───── Data lines ─────
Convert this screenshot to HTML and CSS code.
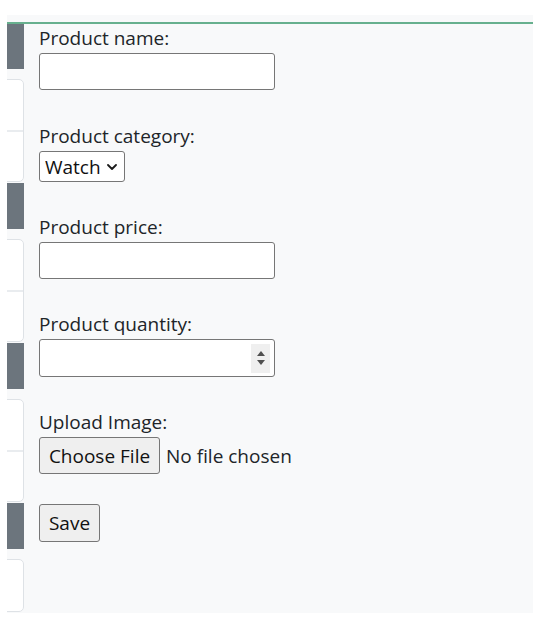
FILE: index.html
```html
<!DOCTYPE html>
<html lang="en">
<head>
<meta charset="utf-8">
<title>Add product</title>
<link rel="stylesheet" href="styles.css">
</head>
<body>
<div class="panel">
  <div class="row">
    <aside class="side">
      <div class="thumb first"></div>
      <div class="card"><div class="card-top"></div></div>
      <div class="thumb"></div>
      <div class="card"><div class="card-top"></div></div>
      <div class="thumb"></div>
      <div class="card"><div class="card-top"></div></div>
      <div class="thumb"></div>
      <div class="card short"></div>
    </aside>
    <main class="form">
      <div class="field field-name">
        <label class="lbl" for="pname">Product name:</label>
        <input id="pname" class="text" type="text">
      </div>
      <div class="field field-select">
        <label class="lbl" for="pcat">Product category:</label>
        <div class="selwrap">
          <select id="pcat" class="sel">
            <option>Watch</option>
          </select>
          <svg class="chev" width="10" height="6" viewBox="0 0 10 6" aria-hidden="true"><path d="M1 1 L5 5 L9 1" fill="none" stroke="#1a1a1a" stroke-width="1.8" stroke-linecap="round" stroke-linejoin="round"/></svg>
        </div>
      </div>
      <div class="field">
        <label class="lbl" for="pprice">Product price:</label>
        <input id="pprice" class="text" type="text">
      </div>
      <div class="field">
        <label class="lbl" for="pqty">Product quantity:</label>
        <div class="numbox">
          <input id="pqty" class="numinput" type="text">
          <span class="spin"><span class="arr up"></span><span class="arr down"></span></span>
        </div>
      </div>
      <div class="field field-file">
        <span class="lbl">Upload Image:</span>
        <div class="filerow">
          <button class="btn btn-file" type="button">Choose File</button>
          <span class="nofile">No file chosen</span>
        </div>
      </div>
      <button class="btn btn-save" type="button">Save</button>
    </main>
  </div>
</div>
</body>
</html>
```
FILE: styles.css
```css
html, body {
  margin: 0;
  padding: 0;
  background: #ffffff;
}
body {
  font-family: "Open Sans", "Noto Sans", "Liberation Sans", sans-serif;
  font-size: 19px;
  color: #212529;
}
.panel {
  margin: 15px 0 0 7px;
  width: 526px;
  background: #f8f9fa;
  padding: 7px 0 1px;
}
.row {
  display: flex;
  border-top: 2px solid #67b08e;
}
.side {
  width: 17px;
  flex: none;
  overflow: hidden;
  display: flex;
  flex-direction: column;
  align-items: flex-end;
}
.thumb {
  flex: none;
  width: 120px;
  height: 46px;
  background: #6c757d;
}
.thumb.first {
  height: 45px;
}
.card {
  flex: none;
  width: 120px;
  height: 103px;
  box-sizing: border-box;
  margin: 10px 0 1px;
  background: #ffffff;
  border: 1px solid #dee2e6;
  border-radius: 5px;
}
.card-top {
  height: 50px;
  border-bottom: 2px solid #e9ecef;
}
.card.short {
  height: 53px;
  margin-bottom: 0;
}
.form {
  flex: 1;
  padding: 2px 0 0 15px;
}
.field {
  margin-bottom: 33px;
}
.field-name {
  margin-bottom: 34px;
}
.field-select {
  margin-bottom: 33px;
}
.field-file {
  margin-bottom: 30px;
}
.lbl {
  display: block;
  line-height: 24px;
  padding-bottom: 3px;
}
.text {
  display: block;
  box-sizing: border-box;
  width: 236px;
  height: 37px;
  margin: 0;
  padding: 1px 4px;
  border: 1px solid #767676;
  border-radius: 3px;
  background: #ffffff;
  font: inherit;
  color: #212529;
}
.selwrap {
  position: relative;
  width: 86px;
  height: 31px;
}
.sel {
  display: block;
  box-sizing: border-box;
  width: 86px;
  height: 31px;
  margin: 0;
  padding: 0 0 0 5px;
  border: 1px solid #767676;
  border-radius: 3px;
  background: #ffffff;
  font-family: inherit;
  font-size: 19px;
  color: #111111;
  appearance: none;
  -webkit-appearance: none;
}
.chev {
  position: absolute;
  right: 8px;
  top: 13px;
  pointer-events: none;
}
.numbox {
  display: flex;
  align-items: center;
  box-sizing: border-box;
  width: 236px;
  height: 38px;
  padding: 4px 4px 4px 0;
  border: 1px solid #767676;
  border-radius: 3px;
  background: #ffffff;
}
.numinput {
  flex: 1;
  min-width: 0;
  height: 100%;
  border: none;
  outline: none;
  background: transparent;
  font: inherit;
  padding: 0 4px;
}
.spin {
  flex: none;
  width: 19px;
  height: 29px;
  background: #efefef;
  display: flex;
  flex-direction: column;
  align-items: center;
  justify-content: center;
  gap: 4px;
}
.arr {
  width: 0;
  height: 0;
  border-left: 4.5px solid transparent;
  border-right: 4.5px solid transparent;
}
.up {
  border-bottom: 5px solid #4f4f4f;
}
.down {
  border-top: 5px solid #4f4f4f;
}
.filerow {
  display: flex;
  align-items: center;
  gap: 6px;
}
.btn {
  box-sizing: border-box;
  margin: 0;
  padding: 0;
  border: 1px solid #767676;
  border-radius: 3px;
  background: #efefef;
  font: inherit;
  color: #111111;
  text-align: center;
}
.btn-file {
  width: 121px;
  height: 37px;
}
.nofile {
  color: #212529;
}
.btn-save {
  display: block;
  width: 61px;
  height: 38px;
}
```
─────
#### [Stated goal]
Transcribe the material exactly, and leave out whatever pictures it holds.

#### [Solved problem]
Convert this screenshot to HTML and CSS code.
FILE: index.html
```html
<!DOCTYPE html>
<html lang="en">
<head>
<meta charset="utf-8">
<title>Add product</title>
<link rel="stylesheet" href="styles.css">
</head>
<body>
<div class="panel">
  <div class="row">
    <aside class="side">
      <div class="thumb first"></div>
      <div class="card"><div class="card-top"></div></div>
      <div class="thumb"></div>
      <div class="card"><div class="card-top"></div></div>
      <div class="thumb"></div>
      <div class="card"><div class="card-top"></div></div>
      <div class="thumb"></div>
      <div class="card short"></div>
    </aside>
    <main class="form">
      <div class="field field-name">
        <label class="lbl" for="pname">Product name:</label>
        <input id="pname" class="text" type="text">
      </div>
      <div class="field field-select">
        <label class="lbl" for="pcat">Product category:</label>
        <div class="selwrap">
          <select id="pcat" class="sel">
            <option>Watch</option>
          </select>
          <svg class="chev" width="10" height="6" viewBox="0 0 10 6" aria-hidden="true"><path d="M1 1 L5 5 L9 1" fill="none" stroke="#1a1a1a" stroke-width="1.8" stroke-linecap="round" stroke-linejoin="round"/></svg>
        </div>
      </div>
      <div class="field">
        <label class="lbl" for="pprice">Product price:</label>
        <input id="pprice" class="text" type="text">
      </div>
      <div class="field">
        <label class="lbl" for="pqty">Product quantity:</label>
        <div class="numbox">
          <input id="pqty" class="numinput" type="text">
          <span class="spin"><span class="arr up"></span><span class="arr down"></span></span>
        </div>
      </div>
      <div class="field field-file">
        <span class="lbl">Upload Image:</span>
        <div class="filerow">
          <button class="btn btn-file" type="button">Choose File</button>
          <span class="nofile">No file chosen</span>
        </div>
      </div>
      <button class="btn btn-save" type="button">Save</button>
    </main>
  </div>
</div>
</body>
</html>
```
FILE: styles.css
```css
html, body {
  margin: 0;
  padding: 0;
  background: #ffffff;
}
body {
  font-family: "Open Sans", "Noto Sans", "Liberation Sans", sans-serif;
  font-size: 19px;
  color: #212529;
}
.panel {
  margin: 15px 0 0 7px;
  width: 526px;
  background: #f8f9fa;
  padding: 7px 0 1px;
}
.row {
  display: flex;
  border-top: 2px solid #67b08e;
}
.side {
  width: 17px;
  flex: none;
  overflow: hidden;
  display: flex;
  flex-direction: column;
  align-items: flex-end;
}
.thumb {
  flex: none;
  width: 120px;
  height: 46px;
  background: #6c757d;
}
.thumb.first {
  height: 45px;
}
.card {
  flex: none;
  width: 120px;
  height: 103px;
  box-sizing: border-box;
  margin: 10px 0 1px;
  background: #ffffff;
  border: 1px solid #dee2e6;
  border-radius: 5px;
}
.card-top {
  height: 50px;
  border-bottom: 2px solid #e9ecef;
}
.card.short {
  height: 53px;
  margin-bottom: 0;
}
.form {
  flex: 1;
  padding: 2px 0 0 15px;
}
.field {
  margin-bottom: 33px;
}
.field-name {
  margin-bottom: 34px;
}
.field-select {
  margin-bottom: 33px;
}
.field-file {
  margin-bottom: 30px;
}
.lbl {
  display: block;
  line-height: 24px;
  padding-bottom: 3px;
}
.text {
  display: block;
  box-sizing: border-box;
  width: 236px;
  height: 37px;
  margin: 0;
  padding: 1px 4px;
  border: 1px solid #767676;
  border-radius: 3px;
  background: #ffffff;
  font: inherit;
  color: #212529;
}
.selwrap {
  position: relative;
  width: 86px;
  height: 31px;
}
.sel {
  display: block;
  box-sizing: border-box;
  width: 86px;
  height: 31px;
  margin: 0;
  padding: 0 0 0 5px;
  border: 1px solid #767676;
  border-radius: 3px;
  background: #ffffff;
  font-family: inherit;
  font-size: 19px;
  color: #111111;
  appearance: none;
  -webkit-appearance: none;
}
.chev {
  position: absolute;
  right: 8px;
  top: 13px;
  pointer-events: none;
}
.numbox {
  display: flex;
  align-items: center;
  box-sizing: border-box;
  width: 236px;
  height: 38px;
  padding: 4px 4px 4px 0;
  border: 1px solid #767676;
  border-radius: 3px;
  background: #ffffff;
}
.numinput {
  flex: 1;
  min-width: 0;
  height: 100%;
  border: none;
  outline: none;
  background: transparent;
  font: inherit;
  padding: 0 4px;
}
.spin {
  flex: none;
  width: 19px;
  height: 29px;
  background: #efefef;
  display: flex;
  flex-direction: column;
  align-items: center;
  justify-content: center;
  gap: 4px;
}
.arr {
  width: 0;
  height: 0;
  border-left: 4.5px solid transparent;
  border-right: 4.5px solid transparent;
}
.up {
  border-bottom: 5px solid #4f4f4f;
}
.down {
  border-top: 5px solid #4f4f4f;
}
.filerow {
  display: flex;
  align-items: center;
  gap: 6px;
}
.btn {
  box-sizing: border-box;
  margin: 0;
  padding: 0;
  border: 1px solid #767676;
  border-radius: 3px;
  background: #efefef;
  font: inherit;
  color: #111111;
  text-align: center;
}
.btn-file {
  width: 121px;
  height: 37px;
}
.nofile {
  color: #212529;
}
.btn-save {
  display: block;
  width: 61px;
  height: 38px;
}
```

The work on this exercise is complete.